Tek tek gıda maddelerinin çevresel etkisi oldukça tartışmalı olsa da farklı gıdaları içeren diyetlerin çevresel etkisi üzerine yapılmış kapsamlı araştırmalar günümüze kadar sınırlı kalmıştı.

Bitkisel beslenme karbon ayak izini azaltıyor

Tulane Üniversitesi Prof. Diego Rose'un liderliğinde yapılan bir çalışmada, diyetlerin çevresel etkisinin yanı sıra beslenme kalitesi de araştırıldı.

"İklim değişikliği tartışmasız günümüzün en acil sorunlarından biri ve pek çok insan bitki temelli bir diyete geçiyor” diyen Rose, Tulane Üniversitesi Halk Sağlığı ve Tropikal Tıp Fakültesi Beslenme Programı Direktörü olarak bu geçişin karbon ayak izini azaltacağını ve genel olarak daha sağlıklı olacağını belirtti.

Ancak çalışma, "etten tamamen vazgeçmeden de sağlığınızı ve karbon ayak izinizi iyileştirmenin mümkün olduğunu" ortaya koyduğunu ekledi.

Çok sayıda kişi hayatı boyunca beslenme alışkanlıklarını değiştirebileceğinden ya da sağlık nedenleriyle veganlıktan uzaklaşmak zorunda kalabileceğinden, beslenme şekillerinin iklim üzerindeki etkilerini anlamak daha güven verici olabilir.

Hangi diyet iklim üzerinde en büyük etkiye sahip?

Araştırma, gıda tüketimi ve karbon ayak izi arasındaki ilişkiyi analiz ederken, vegan diyetin en düşük çevresel etkiyi sunduğunu buldu. Hayvansal ürünlerin hiç tüketilmediği vegan beslenme, tüketilen her 1.000 kalori başına yalnızca 0,7 kilo karbondioksit üretirken, en sürdürülemez diyet olarak keto beslenme, 1.000 kaloride yaklaşık 3 kilo karbon üretiyor. Bu da vegan diyetten dört kat daha yüksek bir oran oluyor.

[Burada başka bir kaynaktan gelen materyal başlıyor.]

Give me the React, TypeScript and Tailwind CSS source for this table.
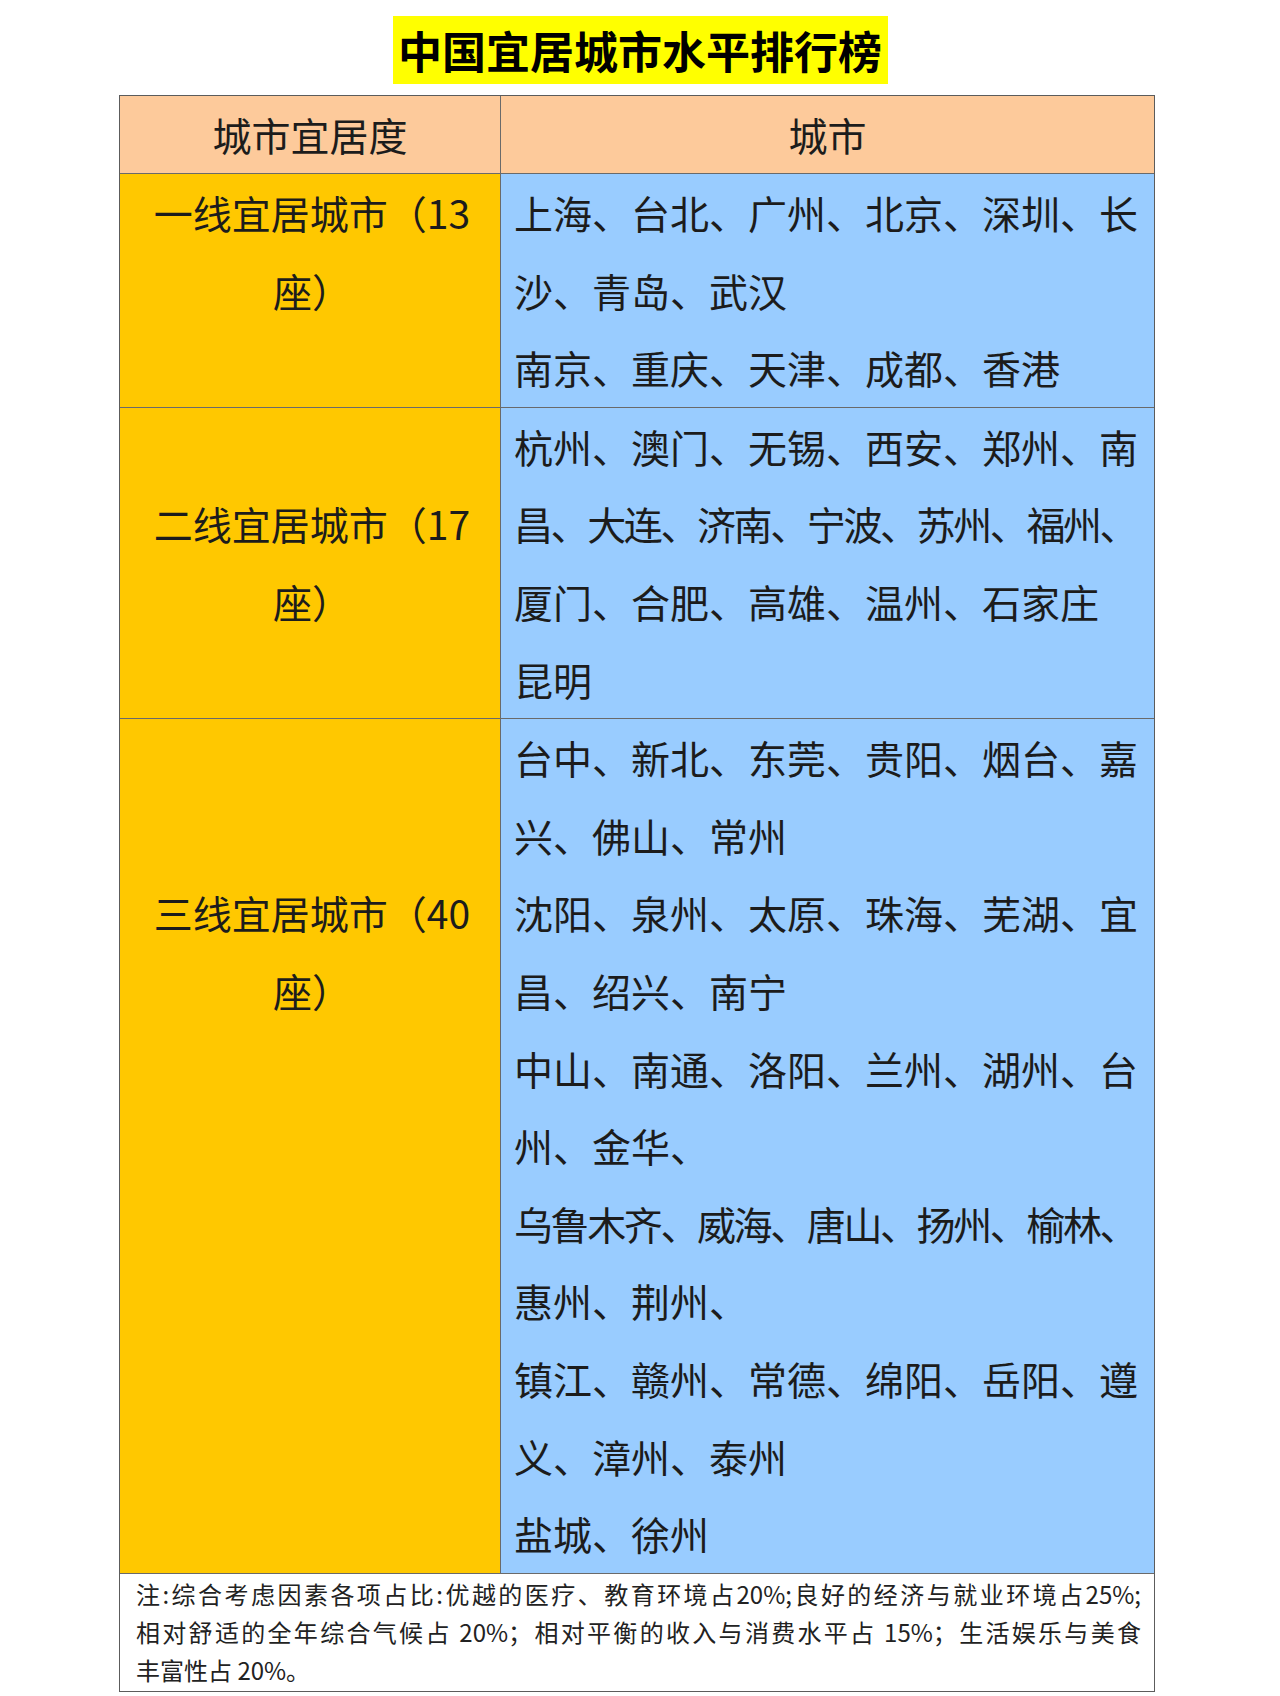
/**
 * LivableCitiesTable — 中国宜居城市水平排行榜 ranking sheet.
 *
 * Lines are laid out explicitly so the wraps match the source sheet.
 */

type Row = {
  label: string[];
  // number of empty lines above the label in the left column
  offset: number;
  lines: { text: string; tight?: boolean }[];
};

const ROWS: Row[] = [
  {
    label: ['一线宜居城市（13', '座）'],
    offset: 0,
    lines: [
      { text: '上海、台北、广州、北京、深圳、长' },
      { text: '沙、青岛、武汉' },
      { text: '南京、重庆、天津、成都、香港' },
    ],
  },
  {
    label: ['二线宜居城市（17', '座）'],
    offset: 1,
    lines: [
      { text: '杭州、澳门、无锡、西安、郑州、南' },
      { text: '昌、大连、济南、宁波、苏州、福州、', tight: true },
      { text: '厦门、合肥、高雄、温州、石家庄' },
      { text: '昆明' },
    ],
  },
  {
    label: ['三线宜居城市（40', '座）'],
    offset: 2,
    lines: [
      { text: '台中、新北、东莞、贵阳、烟台、嘉' },
      { text: '兴、佛山、常州' },
      { text: '沈阳、泉州、太原、珠海、芜湖、宜' },
      { text: '昌、绍兴、南宁' },
      { text: '中山、南通、洛阳、兰州、湖州、台' },
      { text: '州、金华、' },
      { text: '乌鲁木齐、威海、唐山、扬州、榆林、', tight: true },
      { text: '惠州、荆州、' },
      { text: '镇江、赣州、常德、绵阳、岳阳、遵' },
      { text: '义、漳州、泰州' },
      { text: '盐城、徐州' },
    ],
  },
];

const NOTE_LINES = [
  '注:综合考虑因素各项占比:优越的医疗、教育环境占20%;良好的经济与就业环境占25%;',
  '相对舒适的全年综合气候占 20%；相对平衡的收入与消费水平占 15%；生活娱乐与美食',
  '丰富性占 20%。',
];

export default function App() {
  return (
    <div className="w-[1280px] h-[1696px] bg-white text-[#1c1c1c] font-['Noto_Sans_CJK_SC','Noto_Sans_CJK_JP',sans-serif]">
      {/* Title */}
      <div className="flex justify-center pt-[16px] pb-[11px]">
        <div className="w-[495px] h-[68px] bg-[#ffff00] flex items-center justify-center">
          <div className="whitespace-nowrap text-[44px] leading-[68px] font-bold text-black">
            中国宜居城市水平排行榜
          </div>
        </div>
      </div>

      {/* Table */}
      <div className="ml-[119px] w-[1036px] border border-[#5c5c5c] text-[39px] font-normal">
        {/* Header */}
        <div className="flex bg-[#fdca9b] border-b border-[#6a6a6a]">
          <div className="w-[381px] shrink-0 border-r border-[#6a6a6a] text-center leading-[77px]">
            城市宜居度
          </div>
          <div className="flex-1 text-center leading-[77px]">城市</div>
        </div>

        {ROWS.map((row, i) => (
          <div key={i} className="flex border-b border-[#6a6a6a]">
            <div className="w-[381px] shrink-0 bg-[#ffc800] border-r border-[#6a6a6a] pl-[4px] text-center leading-[77.6px]">
              {Array.from({ length: row.offset }).map((_, k) => (
                <div key={k}>&nbsp;</div>
              ))}
              {row.label.map((l) => (
                <div key={l} className="whitespace-nowrap">
                  {l}
                </div>
              ))}
            </div>
            <div className="flex-1 bg-[#99ccff] pl-[13px] leading-[77.6px]">
              {row.lines.map((line) => (
                <div
                  key={line.text}
                  className={
                    line.tight
                      ? 'whitespace-nowrap tracking-[-2.4px]'
                      : 'whitespace-nowrap'
                  }
                >
                  {line.text}
                </div>
              ))}
            </div>
          </div>
        ))}

        {/* Note */}
        <div className="bg-white pl-[16px] pr-[13px] pt-[1px] pb-[2px] text-[24px] leading-[38px] font-normal text-[#222]">
          {NOTE_LINES.map((line, k) => (
            <div
              key={k}
              className={
                k < 2
                  ? 'whitespace-nowrap text-justify [text-align-last:justify]'
                  : 'whitespace-nowrap'
              }
            >
              {line}
            </div>
          ))}
        </div>
      </div>
    </div>
  );
}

Paleo diyeti de yüksek karbon ayak izi ve düşük diyet kalitesi puanı ile sürdürülebilirlik açısından keto diyetinin hemen arkasından geliyor.

Eti kesmek 340 milyon araç emisyon hacmine yakın

Veriler, ABD Hastalık Kontrol ve Korunma Merkezi (CDC) Ulusal Sağlık ve Beslenme İnceleme Araştırması’ndan 16 binden fazla yetişkinin diyetine dayanarak değerlendirildi.

Çalışma, veganlıktan sonra en sürdürülebilir diyetlerin vejetaryen ve peskataryen diyetler olduğunu gösterdi. Et ve bitkisel gıdaların karışımını içeren omnivor (hepçil) diyet ise kalite ve sürdürülebilirlik açısından ortalarda konumlandı.

Araştırmaya göre, omnivor beslenen bireylerin yalnızca üçte birinin vejetaryen bir diyete geçmesi, günlük olarak 340 milyon araç kilometresini ortadan kaldırmaya eşdeğer bir emisyon azalması sağlayabilir.

Bir sonraki soru ne olacak?

Sebze ağırlıklı Akdeniz diyeti veya et kısıtlayıcı DASH diyeti gibi sürdürülebilirlik odaklı beslenme düzenlerinin hem karbon ayak izini hem de diyet kalitesini iyileştirdiği belirtiliyor.

Prof. Diego Rose, “Bir sonraki soru, farklı politika müdahalelerinin bu sonuçları nasıl etkileyebileceği ve bizi daha sağlıklı, çevre dostu diyetlere nasıl yönlendirebileceğidir” derken, çalışmaların politika yapıcılar için rehber niteliğinde olabileceğine dikkat çekti.